И.В.-Г.: Толстой говорил, что важно что, как и с какой страстью написано. Важно – с какой страстью! Для чего ты хотел сказать что-то?
С.С.: О, понятно, страсть необходима, но мне еще нужна музыка, звук: вещь должна звучать, как симфония. Задача мастера – показать возможности языка. Что дальше? СМОГ был для меня слишком угарным, богемным, через год я отошел. Резко изменилась среда. Я написал “Школу для дураков” уже после университета, после “Литературной России”. Этот еженедельник многому научил: прежде всего –
работе над стилем. Там служили люди грамотные, творческие. Как и в толстых журналах, имели хождение тексты и авангардные, и антисоветские, велись довольно смелые разговоры. Авторы, в большинстве своем члены Союза писателей, писали неважно, их материалы приходилось переделывать. В соответствии с установкой, конечно.
И.В.-Г.: Значит, ты редактировал себя?
С.С.: Да, я знал планку, знал, что требуется, но не в смысле цензуры.
И.В.-Г.: Да, мы были в этом смысле абсолютно свободны! Ты хотел печататься?
С.С.: В пору СМОГа. Потом понял, что то, что я хочу и умею делать, в той системе не опубликуют.
И.В.-Г.: То есть понял сразу?
С.С.: Понял довольно рано, решил, что пора сочинять только то, что мне самому интересно. И ориентировался на западные возможности.
И.В.-Г.: А когда установились первые связи? Кто из западных издателей первым прочитал, кто вообще первым прочитал?

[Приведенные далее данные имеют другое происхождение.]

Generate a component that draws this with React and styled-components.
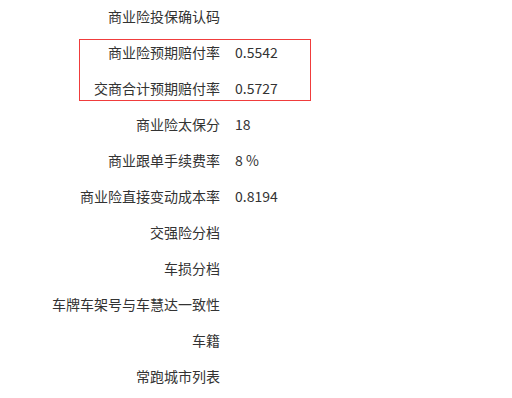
import React from 'react';
import styled, { createGlobalStyle } from 'styled-components';

const GlobalStyle = createGlobalStyle`
  body {
    margin: 0;
    background: #fff;
    font-family: "Noto Sans CJK SC", "Noto Sans", sans-serif;
  }
`;

const List = styled.div`
  display: flex;
  flex-direction: column;
  gap: 12px;
  padding-top: 4px;
  width: 512px;
`;

const Row = styled.div`
  display: flex;
  align-items: center;
  height: 24px;
  font-size: 14px;
  line-height: 24px;
  color: #333;
`;

const Label = styled.div`
  width: ${p => p.$width}px;
  flex-shrink: 0;
  text-align: right;
  white-space: nowrap;
`;

const Value = styled.div`
  margin-left: 15px;
  white-space: nowrap;
`;

// red frame around the loss-ratio rows
const Highlight = styled.div`
  display: flex;
  flex-direction: column;
  gap: 12px;
  margin: -1px 0 -1px 79px;
  width: 230px;
  border: 1px solid #f03c3c;
`;

const LABEL_W = 220;
const FRAME_LEFT = 80;

const Field = ({ label, value, inset = 0 }) => (
  <Row>
    <Label $width={LABEL_W - inset}>{label}</Label>
    {value !== undefined && <Value>{value}</Value>}
  </Row>
);

const before = [{ label: '商业险投保确认码' }];

const framed = [
  { label: '商业险预期赔付率', value: '0.5542' },
  { label: '交商合计预期赔付率', value: '0.5727' },
];

const after = [
  { label: '商业险太保分', value: '18' },
  { label: '商业跟单手续费率', value: '8 %' },
  { label: '商业险直接变动成本率', value: '0.8194' },
  { label: '交强险分档' },
  { label: '车损分档' },
  { label: '车牌车架号与车慧达一致性' },
  { label: '车籍' },
  { label: '常跑城市列表' },
];

export default function App() {
  return (
    <>
      <GlobalStyle />
      <List>
        {before.map(f => <Field key={f.label} {...f} />)}
        <Highlight>
          {framed.map(f => <Field key={f.label} {...f} inset={FRAME_LEFT} />)}
        </Highlight>
        {after.map(f => <Field key={f.label} {...f} />)}
      </List>
    </>
  );
}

С.С.: Первый, кто прочитал, – моя первая жена.
И.В.-Г.: Кто она?
С.С.: Это была Тая Суворова. Коллега. Вы вместе учились на факультете журналистики, исключительно талантливая, с потрясающим чувством языка. В 90-е издавала два гламурных журнала: “Он” и “Она”. Сейчас работает в Калифорнии. У нас были друзья, ставшие цветом журналистики. А кое-кто и в прозе преуспел. Скажем, Игорь Штокман, лауреат всяких премий.
И.В.-Г.: А почему вы с Таей разошлись?
С.С.: Ну, рядом ведь были и другие коллеги.
Если не считать дурдомов, факультет журналистики был самым свободным учреждением. Благодаря Ясену Николаевичу Засурскому, который, единственный из всех деканов страны, не состоял в партии, разрешалось на занятиях обсуждать все что угодно. Самиздат ходил по рукам без утайки. Меня те тексты художественными достоинствами не удивляли, удивляла смелость авторов.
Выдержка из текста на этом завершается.